_Your task_. Restate the records below word for word, and omit the images they hold.

_Records provided_.
* * * * *

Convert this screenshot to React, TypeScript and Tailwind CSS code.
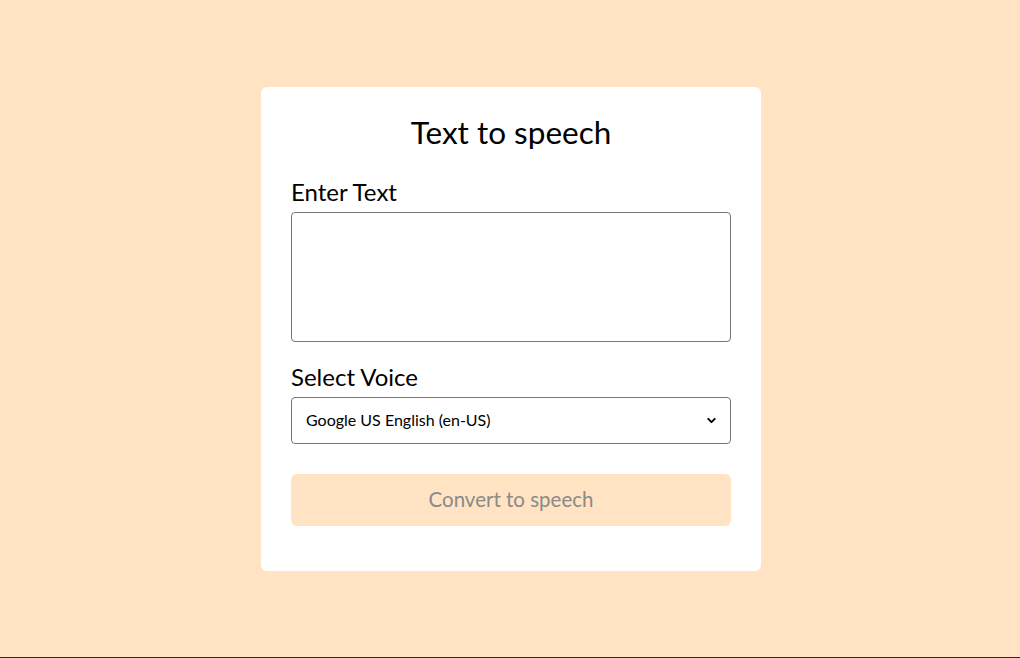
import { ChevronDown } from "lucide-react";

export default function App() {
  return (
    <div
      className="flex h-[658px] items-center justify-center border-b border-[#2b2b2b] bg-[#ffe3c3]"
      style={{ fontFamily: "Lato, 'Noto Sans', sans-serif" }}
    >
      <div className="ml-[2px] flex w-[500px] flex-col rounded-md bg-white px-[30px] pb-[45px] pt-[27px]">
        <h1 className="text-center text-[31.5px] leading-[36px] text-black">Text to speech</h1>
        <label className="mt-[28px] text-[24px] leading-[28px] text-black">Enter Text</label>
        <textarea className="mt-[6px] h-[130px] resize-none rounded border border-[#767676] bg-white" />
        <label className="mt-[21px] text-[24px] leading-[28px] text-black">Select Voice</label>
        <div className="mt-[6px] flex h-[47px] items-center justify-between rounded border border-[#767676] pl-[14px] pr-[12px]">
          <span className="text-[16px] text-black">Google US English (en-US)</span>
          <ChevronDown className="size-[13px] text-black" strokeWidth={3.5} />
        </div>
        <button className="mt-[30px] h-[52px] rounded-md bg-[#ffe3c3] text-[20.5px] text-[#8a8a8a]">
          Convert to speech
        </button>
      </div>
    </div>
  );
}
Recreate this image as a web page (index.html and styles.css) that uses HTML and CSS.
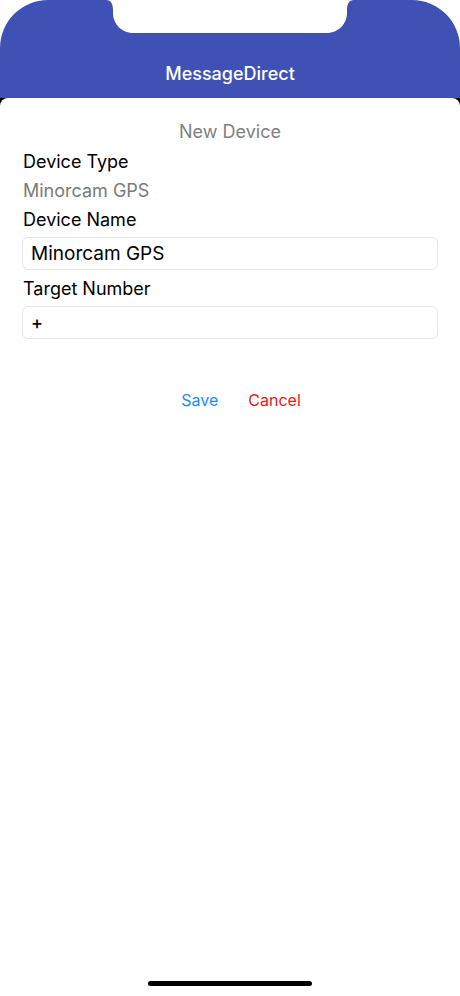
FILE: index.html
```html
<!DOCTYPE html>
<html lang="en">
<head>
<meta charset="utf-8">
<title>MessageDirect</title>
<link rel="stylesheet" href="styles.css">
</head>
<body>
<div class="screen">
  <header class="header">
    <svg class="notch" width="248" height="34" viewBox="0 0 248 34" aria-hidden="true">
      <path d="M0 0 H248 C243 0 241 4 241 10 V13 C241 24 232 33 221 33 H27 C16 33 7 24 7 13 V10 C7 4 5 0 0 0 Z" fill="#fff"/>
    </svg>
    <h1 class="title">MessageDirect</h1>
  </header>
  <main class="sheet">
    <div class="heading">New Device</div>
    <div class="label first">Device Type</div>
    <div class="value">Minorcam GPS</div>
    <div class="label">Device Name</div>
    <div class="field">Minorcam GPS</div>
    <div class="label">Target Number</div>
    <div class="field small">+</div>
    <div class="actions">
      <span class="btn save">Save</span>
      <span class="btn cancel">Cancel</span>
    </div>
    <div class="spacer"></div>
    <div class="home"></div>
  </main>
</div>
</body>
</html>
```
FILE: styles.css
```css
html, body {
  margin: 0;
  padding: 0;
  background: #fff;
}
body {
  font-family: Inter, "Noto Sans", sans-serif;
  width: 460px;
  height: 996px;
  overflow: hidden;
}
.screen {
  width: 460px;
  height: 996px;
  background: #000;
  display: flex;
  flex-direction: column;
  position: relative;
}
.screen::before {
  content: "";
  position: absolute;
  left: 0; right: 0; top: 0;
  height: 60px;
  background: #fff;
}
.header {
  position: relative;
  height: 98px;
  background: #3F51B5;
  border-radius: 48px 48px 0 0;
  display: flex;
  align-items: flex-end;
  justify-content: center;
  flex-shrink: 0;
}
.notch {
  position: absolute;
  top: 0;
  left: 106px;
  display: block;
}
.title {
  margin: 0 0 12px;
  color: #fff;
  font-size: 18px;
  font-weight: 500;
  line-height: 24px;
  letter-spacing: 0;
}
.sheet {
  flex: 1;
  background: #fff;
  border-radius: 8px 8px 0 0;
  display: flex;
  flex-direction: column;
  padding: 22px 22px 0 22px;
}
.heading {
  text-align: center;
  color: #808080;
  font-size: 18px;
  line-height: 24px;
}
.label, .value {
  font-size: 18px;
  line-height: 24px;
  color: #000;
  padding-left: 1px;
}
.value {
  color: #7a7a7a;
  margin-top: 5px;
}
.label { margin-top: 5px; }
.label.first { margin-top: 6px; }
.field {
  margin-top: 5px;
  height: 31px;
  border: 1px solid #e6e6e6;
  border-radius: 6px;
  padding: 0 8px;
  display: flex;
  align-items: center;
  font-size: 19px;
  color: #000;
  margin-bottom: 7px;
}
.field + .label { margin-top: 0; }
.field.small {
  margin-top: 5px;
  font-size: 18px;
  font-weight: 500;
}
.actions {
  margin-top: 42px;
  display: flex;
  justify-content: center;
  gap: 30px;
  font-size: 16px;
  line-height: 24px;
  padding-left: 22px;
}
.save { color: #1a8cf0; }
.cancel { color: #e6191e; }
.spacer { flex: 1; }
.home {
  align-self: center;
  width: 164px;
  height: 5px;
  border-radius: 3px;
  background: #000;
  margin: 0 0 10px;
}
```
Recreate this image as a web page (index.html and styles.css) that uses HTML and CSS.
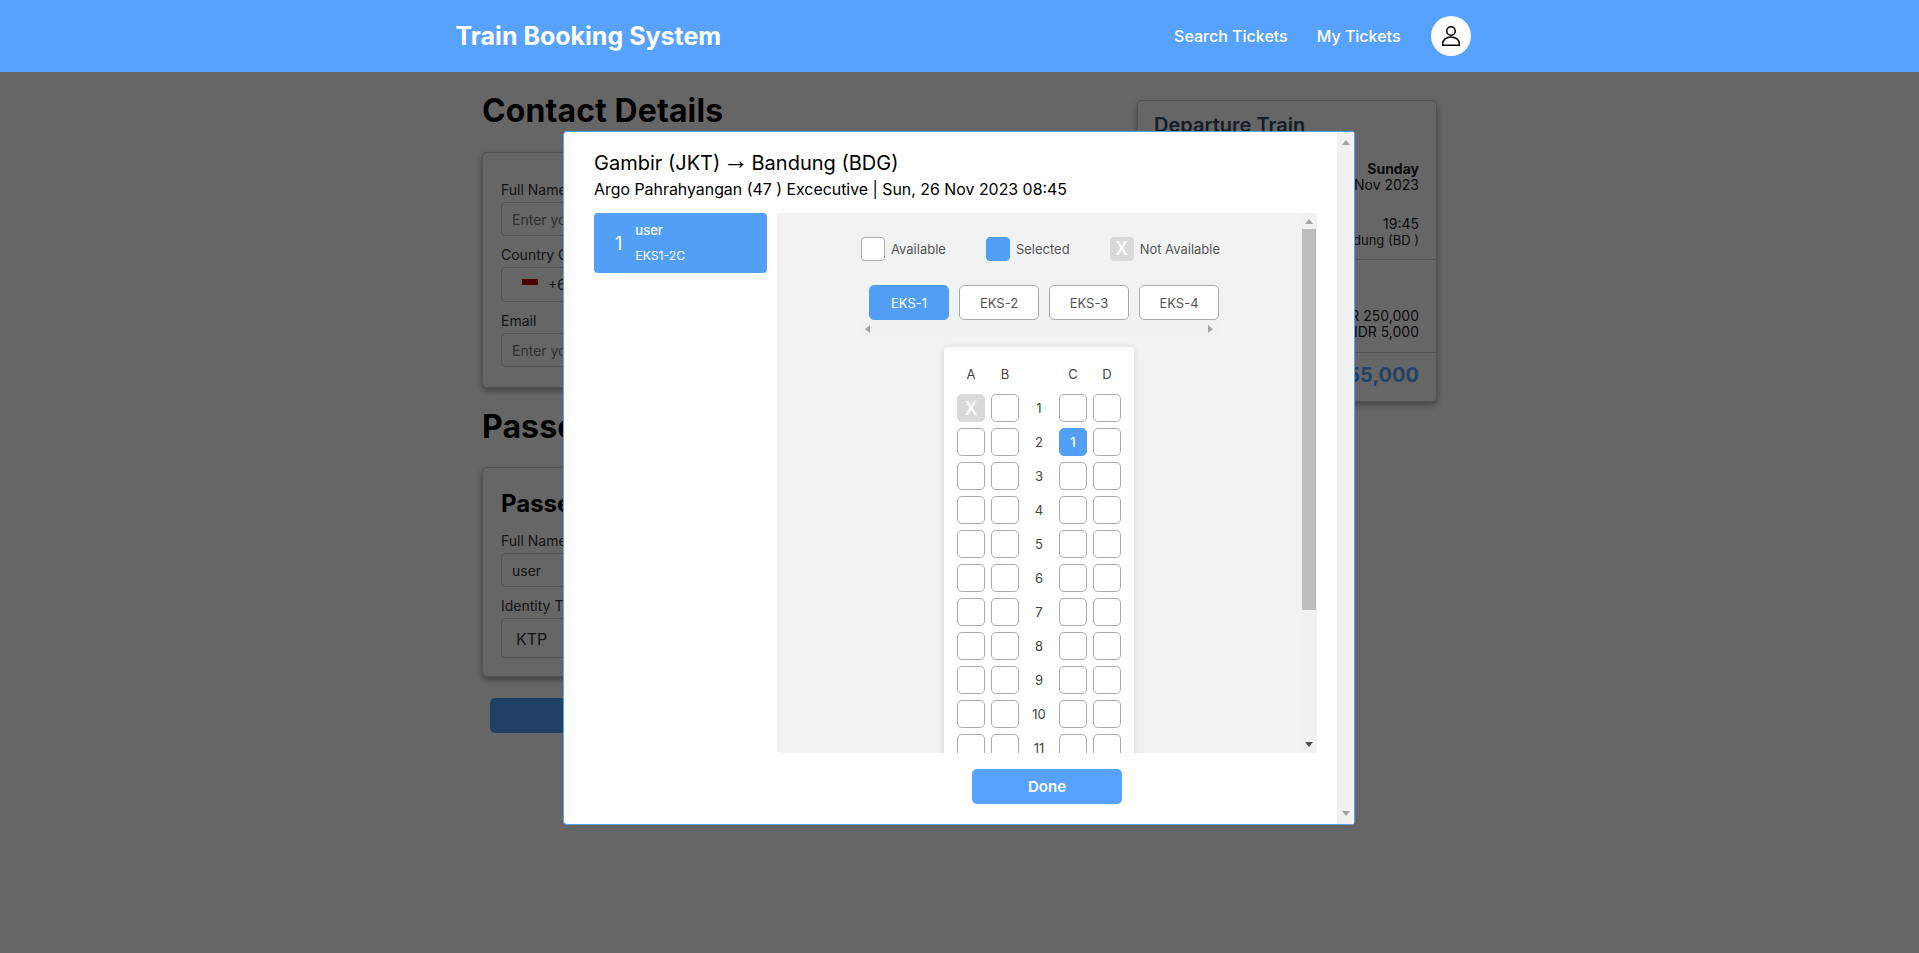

* * * * *

_Full response_.
Convert this screenshot to React, TypeScript and Tailwind CSS code.
import { ChevronDown } from "lucide-react";

export default function App() {
  return (
    <div
      className="flex h-[658px] items-center justify-center border-b border-[#2b2b2b] bg-[#ffe3c3]"
      style={{ fontFamily: "Lato, 'Noto Sans', sans-serif" }}
    >
      <div className="ml-[2px] flex w-[500px] flex-col rounded-md bg-white px-[30px] pb-[45px] pt-[27px]">
        <h1 className="text-center text-[31.5px] leading-[36px] text-black">Text to speech</h1>
        <label className="mt-[28px] text-[24px] leading-[28px] text-black">Enter Text</label>
        <textarea className="mt-[6px] h-[130px] resize-none rounded border border-[#767676] bg-white" />
        <label className="mt-[21px] text-[24px] leading-[28px] text-black">Select Voice</label>
        <div className="mt-[6px] flex h-[47px] items-center justify-between rounded border border-[#767676] pl-[14px] pr-[12px]">
          <span className="text-[16px] text-black">Google US English (en-US)</span>
          <ChevronDown className="size-[13px] text-black" strokeWidth={3.5} />
        </div>
        <button className="mt-[30px] h-[52px] rounded-md bg-[#ffe3c3] text-[20.5px] text-[#8a8a8a]">
          Convert to speech
        </button>
      </div>
    </div>
  );
}
Recreate this image as a web page (index.html and styles.css) that uses HTML and CSS.
FILE: index.html
```html
<!DOCTYPE html>
<html lang="en">
<head>
<meta charset="utf-8">
<title>MessageDirect</title>
<link rel="stylesheet" href="styles.css">
</head>
<body>
<div class="screen">
  <header class="header">
    <svg class="notch" width="248" height="34" viewBox="0 0 248 34" aria-hidden="true">
      <path d="M0 0 H248 C243 0 241 4 241 10 V13 C241 24 232 33 221 33 H27 C16 33 7 24 7 13 V10 C7 4 5 0 0 0 Z" fill="#fff"/>
    </svg>
    <h1 class="title">MessageDirect</h1>
  </header>
  <main class="sheet">
    <div class="heading">New Device</div>
    <div class="label first">Device Type</div>
    <div class="value">Minorcam GPS</div>
    <div class="label">Device Name</div>
    <div class="field">Minorcam GPS</div>
    <div class="label">Target Number</div>
    <div class="field small">+</div>
    <div class="actions">
      <span class="btn save">Save</span>
      <span class="btn cancel">Cancel</span>
    </div>
    <div class="spacer"></div>
    <div class="home"></div>
  </main>
</div>
</body>
</html>
```
FILE: styles.css
```css
html, body {
  margin: 0;
  padding: 0;
  background: #fff;
}
body {
  font-family: Inter, "Noto Sans", sans-serif;
  width: 460px;
  height: 996px;
  overflow: hidden;
}
.screen {
  width: 460px;
  height: 996px;
  background: #000;
  display: flex;
  flex-direction: column;
  position: relative;
}
.screen::before {
  content: "";
  position: absolute;
  left: 0; right: 0; top: 0;
  height: 60px;
  background: #fff;
}
.header {
  position: relative;
  height: 98px;
  background: #3F51B5;
  border-radius: 48px 48px 0 0;
  display: flex;
  align-items: flex-end;
  justify-content: center;
  flex-shrink: 0;
}
.notch {
  position: absolute;
  top: 0;
  left: 106px;
  display: block;
}
.title {
  margin: 0 0 12px;
  color: #fff;
  font-size: 18px;
  font-weight: 500;
  line-height: 24px;
  letter-spacing: 0;
}
.sheet {
  flex: 1;
  background: #fff;
  border-radius: 8px 8px 0 0;
  display: flex;
  flex-direction: column;
  padding: 22px 22px 0 22px;
}
.heading {
  text-align: center;
  color: #808080;
  font-size: 18px;
  line-height: 24px;
}
.label, .value {
  font-size: 18px;
  line-height: 24px;
  color: #000;
  padding-left: 1px;
}
.value {
  color: #7a7a7a;
  margin-top: 5px;
}
.label { margin-top: 5px; }
.label.first { margin-top: 6px; }
.field {
  margin-top: 5px;
  height: 31px;
  border: 1px solid #e6e6e6;
  border-radius: 6px;
  padding: 0 8px;
  display: flex;
  align-items: center;
  font-size: 19px;
  color: #000;
  margin-bottom: 7px;
}
.field + .label { margin-top: 0; }
.field.small {
  margin-top: 5px;
  font-size: 18px;
  font-weight: 500;
}
.actions {
  margin-top: 42px;
  display: flex;
  justify-content: center;
  gap: 30px;
  font-size: 16px;
  line-height: 24px;
  padding-left: 22px;
}
.save { color: #1a8cf0; }
.cancel { color: #e6191e; }
.spacer { flex: 1; }
.home {
  align-self: center;
  width: 164px;
  height: 5px;
  border-radius: 3px;
  background: #000;
  margin: 0 0 10px;
}
```
Recreate this image as a web page (index.html and styles.css) that uses HTML and CSS.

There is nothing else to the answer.